Mugabe falls from grace

via Mugabe falls from grace – The Zimbabwe Independent August 28, 2015

WATCHING President Robert Mugabe being booed and heckled by opposition MPs in parliament during a state of the nation address on Tuesday was a sad spectacle and pitiful sight. It just showed how he has now fallen from grace to grass.

Editor’s Memo by Dumisani Muleya

At the height of his power and popularity in 1980, Mugabe was liked — and hated too — by many who saw him as a liberation struggle hero and a progressive leader who could change his people’s lives and the continent for the better.

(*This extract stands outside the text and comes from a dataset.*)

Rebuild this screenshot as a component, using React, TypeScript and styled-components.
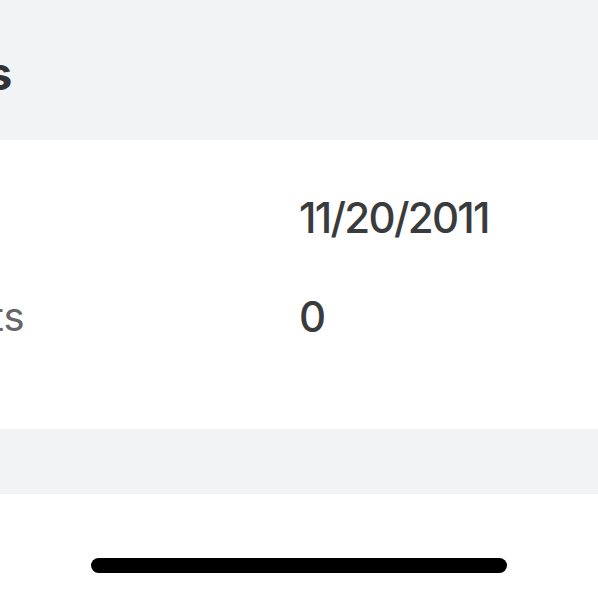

Many believed — on the basis of his rhetoric and promises rather than substance or evidence — he wanted social equality through promoting equal opportunity.

Mugabe initially seemed credible as he appeared to support economic and social interventions to promote social justice within a socialist framework, and a policy regime involving welfare state aspects, hence regulation of the economy supposedly in the general interest and redistribution of income and wealth.

He looked as if he opposed the excesses of capitalism such as inequality, poverty and deprivation, while rejecting a free market economy in favour of a planned structure. He also seemed to support trade unions and collective bargaining for workers.

Mugabe’s policies were purportedly based on advocacy for social rights to ensure universal access to education, healthcare, and workers’ social security.

While he made progress on education and human capital development, most of his promises have remained a pipedream. In fact, dreams have become nightmares.

Although posturing as a democratic leader, something which allowed him to cultivate a personality cult and hobnob with the rich, powerful and famous around the world, Mugabe was clear from the start he wanted a socialist one-party state. By insinuation, given the zeitgeist — spirit or mood of the 1980s defined by the ideas and beliefs of the Cold War era — he also wanted to be president for life.

So in order to consolidate power, he started rolling out his authoritarian project before quickly allowing his regime to descend into systematic, deadly repression.

Throughout the 1980s and during some parts of the 1990s, coercion, violence and murder became his lethal weapons to silence dissenters, critics and the opposition. After 2000 following the emergence of the MDC and thus a new form of threat to his grip on power, intimidation, brutality and killings resumed with ferocity.

This prompted studies on whether Mugabe is the Stalin of modern Africa? Or is he a patriot fighting to reverse the effects of colonialism and white domination?

Stephen Chan, for instance in Robert Mugabe: A Life of Power and Violence, sought not to demonise him, but to interpret him in his role as a key political player in Zimbabwe and Southern Africa.

Chan showed how Mugabe’s story is Zimbabwe’s — from the post-independence hopes of idealism and reconciliation to electoral victory, intervention in regional politics and resistance to apartheid South Africa even though of course declassified documents in Pretoria have now exposed his opportunism and duplicity.

Chan described how a darker picture of Mugabe emerged early, with the savage crushing of Zapu and Joshua Nkomo’s supporters in the south-western region, elimination of political opponents, growing corruption and disastrous intervention in the Congo war, all worsened by his lust for power and trappings of office.

As a beleaguered leader in the face of growing social unrest, Mugabe resorted to desperate measures — seizing white-owned farms, grabbing companies, increasing presidential powers, arresting journalists and muzzling the media and crushing any opposition.

Chan’s narrative, based on close personal knowledge of Zimbabwe, depicted the emergence of a ruthless and single-minded despot amassing and clinging to political power. He showed how the triumphant nationalist leader who reconciled all in the new multiracial Zimbabwe 1980 degenerated into a petty tyrant consumed by hubris and self-righteousness, and now facing an endgame of tragic proportions.

Mugabe’s mask has now fallen irretrievably. The jeering in parliament this week said it all.